Exercise description: Return each line of the listing below, unchanged, and omit the images.

Supplied data:
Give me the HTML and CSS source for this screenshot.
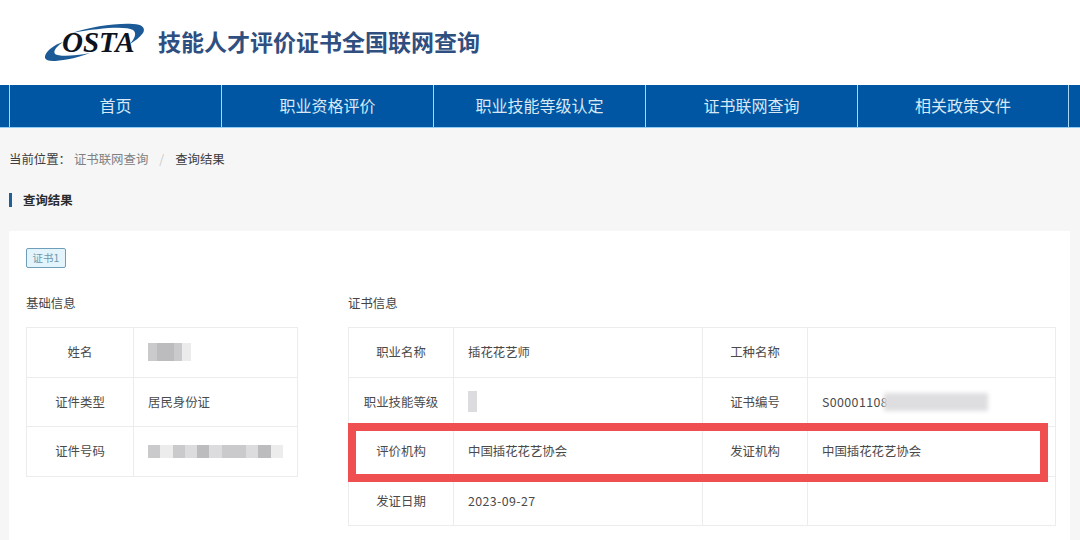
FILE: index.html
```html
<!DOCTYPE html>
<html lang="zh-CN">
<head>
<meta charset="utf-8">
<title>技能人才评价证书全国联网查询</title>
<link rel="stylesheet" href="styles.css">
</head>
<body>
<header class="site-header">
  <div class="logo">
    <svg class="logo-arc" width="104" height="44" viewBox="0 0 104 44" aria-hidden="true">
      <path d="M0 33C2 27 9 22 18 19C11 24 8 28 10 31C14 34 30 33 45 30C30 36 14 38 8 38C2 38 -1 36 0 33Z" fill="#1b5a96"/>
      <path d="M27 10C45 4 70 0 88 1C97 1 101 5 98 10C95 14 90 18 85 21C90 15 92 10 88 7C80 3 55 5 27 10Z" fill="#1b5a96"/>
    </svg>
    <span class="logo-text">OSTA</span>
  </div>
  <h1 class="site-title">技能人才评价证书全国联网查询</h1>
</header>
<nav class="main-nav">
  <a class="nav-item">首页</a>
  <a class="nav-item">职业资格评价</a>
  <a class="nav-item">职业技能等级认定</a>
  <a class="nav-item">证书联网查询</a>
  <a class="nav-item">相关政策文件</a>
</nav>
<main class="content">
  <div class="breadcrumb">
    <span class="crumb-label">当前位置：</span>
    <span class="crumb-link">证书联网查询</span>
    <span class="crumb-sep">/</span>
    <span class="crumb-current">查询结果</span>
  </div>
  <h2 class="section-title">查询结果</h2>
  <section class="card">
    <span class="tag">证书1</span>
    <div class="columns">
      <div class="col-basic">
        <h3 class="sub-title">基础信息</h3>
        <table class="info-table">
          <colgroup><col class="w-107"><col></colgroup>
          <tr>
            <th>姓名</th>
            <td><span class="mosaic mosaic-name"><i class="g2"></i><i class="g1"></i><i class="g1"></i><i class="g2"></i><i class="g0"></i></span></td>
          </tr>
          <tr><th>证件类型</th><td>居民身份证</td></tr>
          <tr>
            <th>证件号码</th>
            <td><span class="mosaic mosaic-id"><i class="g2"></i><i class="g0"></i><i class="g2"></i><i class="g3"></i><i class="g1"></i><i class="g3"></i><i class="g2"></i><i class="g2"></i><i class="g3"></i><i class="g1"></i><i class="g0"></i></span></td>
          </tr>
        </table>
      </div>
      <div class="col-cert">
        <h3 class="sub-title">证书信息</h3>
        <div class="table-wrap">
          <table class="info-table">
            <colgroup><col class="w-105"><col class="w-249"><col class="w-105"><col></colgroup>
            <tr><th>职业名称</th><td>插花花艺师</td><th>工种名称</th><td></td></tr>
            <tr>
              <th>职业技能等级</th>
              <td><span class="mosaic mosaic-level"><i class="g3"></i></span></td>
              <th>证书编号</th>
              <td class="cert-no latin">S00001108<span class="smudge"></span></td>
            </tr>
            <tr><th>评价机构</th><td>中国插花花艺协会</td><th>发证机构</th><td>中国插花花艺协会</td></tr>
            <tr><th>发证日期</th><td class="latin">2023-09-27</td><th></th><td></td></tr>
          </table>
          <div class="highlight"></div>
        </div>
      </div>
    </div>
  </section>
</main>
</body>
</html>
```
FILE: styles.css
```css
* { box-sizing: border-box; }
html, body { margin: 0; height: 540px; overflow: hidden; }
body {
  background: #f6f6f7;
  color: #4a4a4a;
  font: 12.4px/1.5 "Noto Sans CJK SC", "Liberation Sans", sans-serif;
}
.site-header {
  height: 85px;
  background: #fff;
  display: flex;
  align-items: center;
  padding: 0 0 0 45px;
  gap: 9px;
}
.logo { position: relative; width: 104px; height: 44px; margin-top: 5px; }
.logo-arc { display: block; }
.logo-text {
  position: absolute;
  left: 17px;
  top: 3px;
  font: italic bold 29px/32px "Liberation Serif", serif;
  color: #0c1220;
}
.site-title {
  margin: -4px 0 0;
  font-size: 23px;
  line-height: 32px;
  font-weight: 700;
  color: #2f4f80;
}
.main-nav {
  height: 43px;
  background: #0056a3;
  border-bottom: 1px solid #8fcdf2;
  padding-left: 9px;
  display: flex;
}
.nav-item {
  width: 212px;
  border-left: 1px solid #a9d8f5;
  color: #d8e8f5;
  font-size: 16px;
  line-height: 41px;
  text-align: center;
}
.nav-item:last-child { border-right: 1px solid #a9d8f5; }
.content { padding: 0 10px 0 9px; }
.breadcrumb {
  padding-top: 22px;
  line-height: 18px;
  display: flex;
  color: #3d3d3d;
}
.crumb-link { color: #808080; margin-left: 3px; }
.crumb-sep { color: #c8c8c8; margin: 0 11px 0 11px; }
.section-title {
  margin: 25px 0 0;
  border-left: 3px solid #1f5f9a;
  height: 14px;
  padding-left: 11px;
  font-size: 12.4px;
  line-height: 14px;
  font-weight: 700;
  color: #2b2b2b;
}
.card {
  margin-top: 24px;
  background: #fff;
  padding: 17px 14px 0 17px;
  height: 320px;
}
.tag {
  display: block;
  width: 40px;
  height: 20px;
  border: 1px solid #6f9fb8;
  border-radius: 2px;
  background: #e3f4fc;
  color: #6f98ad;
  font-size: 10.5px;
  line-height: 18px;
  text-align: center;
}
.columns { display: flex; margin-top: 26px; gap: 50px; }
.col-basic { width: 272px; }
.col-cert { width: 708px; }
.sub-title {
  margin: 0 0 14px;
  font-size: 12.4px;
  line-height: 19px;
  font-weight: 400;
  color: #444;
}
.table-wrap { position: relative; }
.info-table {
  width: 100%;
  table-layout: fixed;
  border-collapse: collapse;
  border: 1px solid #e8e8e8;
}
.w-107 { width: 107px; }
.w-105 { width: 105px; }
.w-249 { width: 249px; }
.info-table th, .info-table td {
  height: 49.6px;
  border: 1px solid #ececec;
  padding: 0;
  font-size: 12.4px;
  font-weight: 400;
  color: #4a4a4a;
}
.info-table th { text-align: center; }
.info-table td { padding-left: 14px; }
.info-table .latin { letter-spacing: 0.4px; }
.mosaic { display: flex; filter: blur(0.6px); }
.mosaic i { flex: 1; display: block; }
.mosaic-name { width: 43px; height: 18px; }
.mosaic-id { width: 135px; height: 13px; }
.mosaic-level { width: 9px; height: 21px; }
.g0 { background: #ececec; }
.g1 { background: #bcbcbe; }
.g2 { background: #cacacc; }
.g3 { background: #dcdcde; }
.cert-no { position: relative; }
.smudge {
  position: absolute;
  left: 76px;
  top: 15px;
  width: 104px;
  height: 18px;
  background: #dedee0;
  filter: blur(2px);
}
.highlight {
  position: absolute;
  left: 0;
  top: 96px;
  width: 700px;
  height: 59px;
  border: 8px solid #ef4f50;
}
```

Task result:
Give me the HTML and CSS source for this screenshot.
FILE: index.html
```html
<!DOCTYPE html>
<html lang="zh-CN">
<head>
<meta charset="utf-8">
<title>技能人才评价证书全国联网查询</title>
<link rel="stylesheet" href="styles.css">
</head>
<body>
<header class="site-header">
  <div class="logo">
    <svg class="logo-arc" width="104" height="44" viewBox="0 0 104 44" aria-hidden="true">
      <path d="M0 33C2 27 9 22 18 19C11 24 8 28 10 31C14 34 30 33 45 30C30 36 14 38 8 38C2 38 -1 36 0 33Z" fill="#1b5a96"/>
      <path d="M27 10C45 4 70 0 88 1C97 1 101 5 98 10C95 14 90 18 85 21C90 15 92 10 88 7C80 3 55 5 27 10Z" fill="#1b5a96"/>
    </svg>
    <span class="logo-text">OSTA</span>
  </div>
  <h1 class="site-title">技能人才评价证书全国联网查询</h1>
</header>
<nav class="main-nav">
  <a class="nav-item">首页</a>
  <a class="nav-item">职业资格评价</a>
  <a class="nav-item">职业技能等级认定</a>
  <a class="nav-item">证书联网查询</a>
  <a class="nav-item">相关政策文件</a>
</nav>
<main class="content">
  <div class="breadcrumb">
    <span class="crumb-label">当前位置：</span>
    <span class="crumb-link">证书联网查询</span>
    <span class="crumb-sep">/</span>
    <span class="crumb-current">查询结果</span>
  </div>
  <h2 class="section-title">查询结果</h2>
  <section class="card">
    <span class="tag">证书1</span>
    <div class="columns">
      <div class="col-basic">
        <h3 class="sub-title">基础信息</h3>
        <table class="info-table">
          <colgroup><col class="w-107"><col></colgroup>
          <tr>
            <th>姓名</th>
            <td><span class="mosaic mosaic-name"><i class="g2"></i><i class="g1"></i><i class="g1"></i><i class="g2"></i><i class="g0"></i></span></td>
          </tr>
          <tr><th>证件类型</th><td>居民身份证</td></tr>
          <tr>
            <th>证件号码</th>
            <td><span class="mosaic mosaic-id"><i class="g2"></i><i class="g0"></i><i class="g2"></i><i class="g3"></i><i class="g1"></i><i class="g3"></i><i class="g2"></i><i class="g2"></i><i class="g3"></i><i class="g1"></i><i class="g0"></i></span></td>
          </tr>
        </table>
      </div>
      <div class="col-cert">
        <h3 class="sub-title">证书信息</h3>
        <div class="table-wrap">
          <table class="info-table">
            <colgroup><col class="w-105"><col class="w-249"><col class="w-105"><col></colgroup>
            <tr><th>职业名称</th><td>插花花艺师</td><th>工种名称</th><td></td></tr>
            <tr>
              <th>职业技能等级</th>
              <td><span class="mosaic mosaic-level"><i class="g3"></i></span></td>
              <th>证书编号</th>
              <td class="cert-no latin">S00001108<span class="smudge"></span></td>
            </tr>
            <tr><th>评价机构</th><td>中国插花花艺协会</td><th>发证机构</th><td>中国插花花艺协会</td></tr>
            <tr><th>发证日期</th><td class="latin">2023-09-27</td><th></th><td></td></tr>
          </table>
          <div class="highlight"></div>
        </div>
      </div>
    </div>
  </section>
</main>
</body>
</html>
```
FILE: styles.css
```css
* { box-sizing: border-box; }
html, body { margin: 0; height: 540px; overflow: hidden; }
body {
  background: #f6f6f7;
  color: #4a4a4a;
  font: 12.4px/1.5 "Noto Sans CJK SC", "Liberation Sans", sans-serif;
}
.site-header {
  height: 85px;
  background: #fff;
  display: flex;
  align-items: center;
  padding: 0 0 0 45px;
  gap: 9px;
}
.logo { position: relative; width: 104px; height: 44px; margin-top: 5px; }
.logo-arc { display: block; }
.logo-text {
  position: absolute;
  left: 17px;
  top: 3px;
  font: italic bold 29px/32px "Liberation Serif", serif;
  color: #0c1220;
}
.site-title {
  margin: -4px 0 0;
  font-size: 23px;
  line-height: 32px;
  font-weight: 700;
  color: #2f4f80;
}
.main-nav {
  height: 43px;
  background: #0056a3;
  border-bottom: 1px solid #8fcdf2;
  padding-left: 9px;
  display: flex;
}
.nav-item {
  width: 212px;
  border-left: 1px solid #a9d8f5;
  color: #d8e8f5;
  font-size: 16px;
  line-height: 41px;
  text-align: center;
}
.nav-item:last-child { border-right: 1px solid #a9d8f5; }
.content { padding: 0 10px 0 9px; }
.breadcrumb {
  padding-top: 22px;
  line-height: 18px;
  display: flex;
  color: #3d3d3d;
}
.crumb-link { color: #808080; margin-left: 3px; }
.crumb-sep { color: #c8c8c8; margin: 0 11px 0 11px; }
.section-title {
  margin: 25px 0 0;
  border-left: 3px solid #1f5f9a;
  height: 14px;
  padding-left: 11px;
  font-size: 12.4px;
  line-height: 14px;
  font-weight: 700;
  color: #2b2b2b;
}
.card {
  margin-top: 24px;
  background: #fff;
  padding: 17px 14px 0 17px;
  height: 320px;
}
.tag {
  display: block;
  width: 40px;
  height: 20px;
  border: 1px solid #6f9fb8;
  border-radius: 2px;
  background: #e3f4fc;
  color: #6f98ad;
  font-size: 10.5px;
  line-height: 18px;
  text-align: center;
}
.columns { display: flex; margin-top: 26px; gap: 50px; }
.col-basic { width: 272px; }
.col-cert { width: 708px; }
.sub-title {
  margin: 0 0 14px;
  font-size: 12.4px;
  line-height: 19px;
  font-weight: 400;
  color: #444;
}
.table-wrap { position: relative; }
.info-table {
  width: 100%;
  table-layout: fixed;
  border-collapse: collapse;
  border: 1px solid #e8e8e8;
}
.w-107 { width: 107px; }
.w-105 { width: 105px; }
.w-249 { width: 249px; }
.info-table th, .info-table td {
  height: 49.6px;
  border: 1px solid #ececec;
  padding: 0;
  font-size: 12.4px;
  font-weight: 400;
  color: #4a4a4a;
}
.info-table th { text-align: center; }
.info-table td { padding-left: 14px; }
.info-table .latin { letter-spacing: 0.4px; }
.mosaic { display: flex; filter: blur(0.6px); }
.mosaic i { flex: 1; display: block; }
.mosaic-name { width: 43px; height: 18px; }
.mosaic-id { width: 135px; height: 13px; }
.mosaic-level { width: 9px; height: 21px; }
.g0 { background: #ececec; }
.g1 { background: #bcbcbe; }
.g2 { background: #cacacc; }
.g3 { background: #dcdcde; }
.cert-no { position: relative; }
.smudge {
  position: absolute;
  left: 76px;
  top: 15px;
  width: 104px;
  height: 18px;
  background: #dedee0;
  filter: blur(2px);
}
.highlight {
  position: absolute;
  left: 0;
  top: 96px;
  width: 700px;
  height: 59px;
  border: 8px solid #ef4f50;
}
```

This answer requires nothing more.